● TASK REQUIREMENTS:
Starting at the first line of the listing below, repeat each line up to and including the one containing "import React from". Leave out pictures.

..........

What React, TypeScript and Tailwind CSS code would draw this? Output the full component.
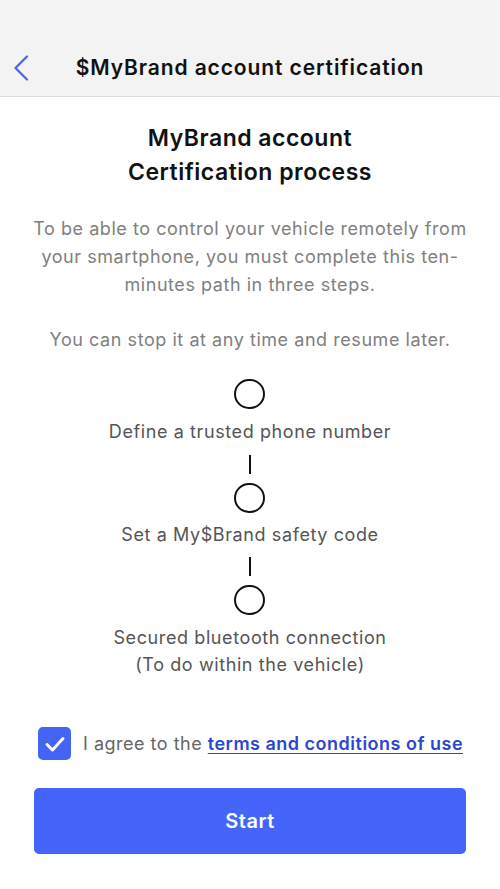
import React from "react";

export default function App() {
  return (
    <div
      className="w-[500px] h-[889px] bg-white flex flex-col overflow-hidden"
      style={{ fontFamily: "Inter, 'Noto Sans', sans-serif" }}
    >
      <header className="h-[97px] bg-[#f3f3f3] border-b border-[#dddddd] flex items-end pb-[14px] relative">
        <svg
          className="absolute left-[13px] top-[55px]"
          width="16"
          height="26"
          viewBox="0 0 16 26"
          fill="none"
        >
          <path d="M14 1.5 L2.5 13 L14 24.5" stroke="#4a63e8" strokeWidth="2.2" strokeLinecap="round" strokeLinejoin="round" />
        </svg>
        <h1 className="w-full text-center text-[21px] font-semibold text-[#111111] leading-[28px] tracking-[0.9px]">
          $MyBrand account certification
        </h1>
      </header>

      <main className="flex flex-col items-center px-[26px]">
        <h2 className="mt-[24px] text-center text-[23px] font-semibold text-[#111111] leading-[34px] tracking-[0.5px]">
          MyBrand account
          <br />
          Certification process
        </h2>
        <p className="mt-[26px] text-center text-[18px] text-[#808080] leading-[28px] tracking-[0.55px]">
          To be able to control your vehicle remotely from your smartphone, you must complete this ten-minutes path in three steps.
        </p>
        <p className="mt-[27px] text-center text-[18px] text-[#808080] leading-[28px] tracking-[0.55px]">
          You can stop it at any time and resume later.
        </p>

        <div className="mt-[25px] flex flex-col items-center text-[18px] text-[#555555] tracking-[0.6px]">
          <div className="w-[31px] h-[30px] rounded-full border-2 border-[#111111]" />
          <span className="mt-[9px] leading-[28px]">Define a trusted phone number</span>
          <div className="mt-[9px] w-[2px] h-[19px] bg-[#111111]" />
          <div className="mt-[9px] w-[31px] h-[30px] rounded-full border-2 border-[#111111]" />
          <span className="mt-[8px] leading-[28px]">Set a My$Brand safety code</span>
          <div className="mt-[8px] w-[2px] h-[19px] bg-[#111111]" />
          <div className="mt-[9px] w-[31px] h-[30px] rounded-full border-2 border-[#111111]" />
          <span className="mt-[9px] text-center leading-[27px]">
            Secured bluetooth connection
            <br />
            (To do within the vehicle)
          </span>
        </div>
      </main>

      <div className="mt-[49px] flex items-center pl-[38px]">
        <div className="w-[33px] h-[33px] rounded-[5px] bg-[#4563f5] flex items-center justify-center">
          <svg width="22" height="18" viewBox="0 0 22 18" fill="none">
            <path d="M3 9.5 L8.5 15 L19 3.5" stroke="white" strokeWidth="3" strokeLinecap="round" strokeLinejoin="round" />
          </svg>
        </div>
        <span className="ml-[12px] text-[18px] text-[#666666] leading-[28px] tracking-[0.5px]">
          I agree to the{" "}
          <a className="text-[#2b47d0] font-semibold underline underline-offset-[3px]" href="#">
            terms and conditions of use
          </a>
        </span>
      </div>

      <div className="px-[34px] mt-[28px]">
        <button className="w-full h-[66px] rounded-[5px] bg-[#4565fa] text-white text-[20px] font-semibold tracking-[0.5px]">
          Start
        </button>
      </div>
    </div>
  );
}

..........

● WRITTEN SOLUTION:
What React, TypeScript and Tailwind CSS code would draw this? Output the full component.
import React from "react";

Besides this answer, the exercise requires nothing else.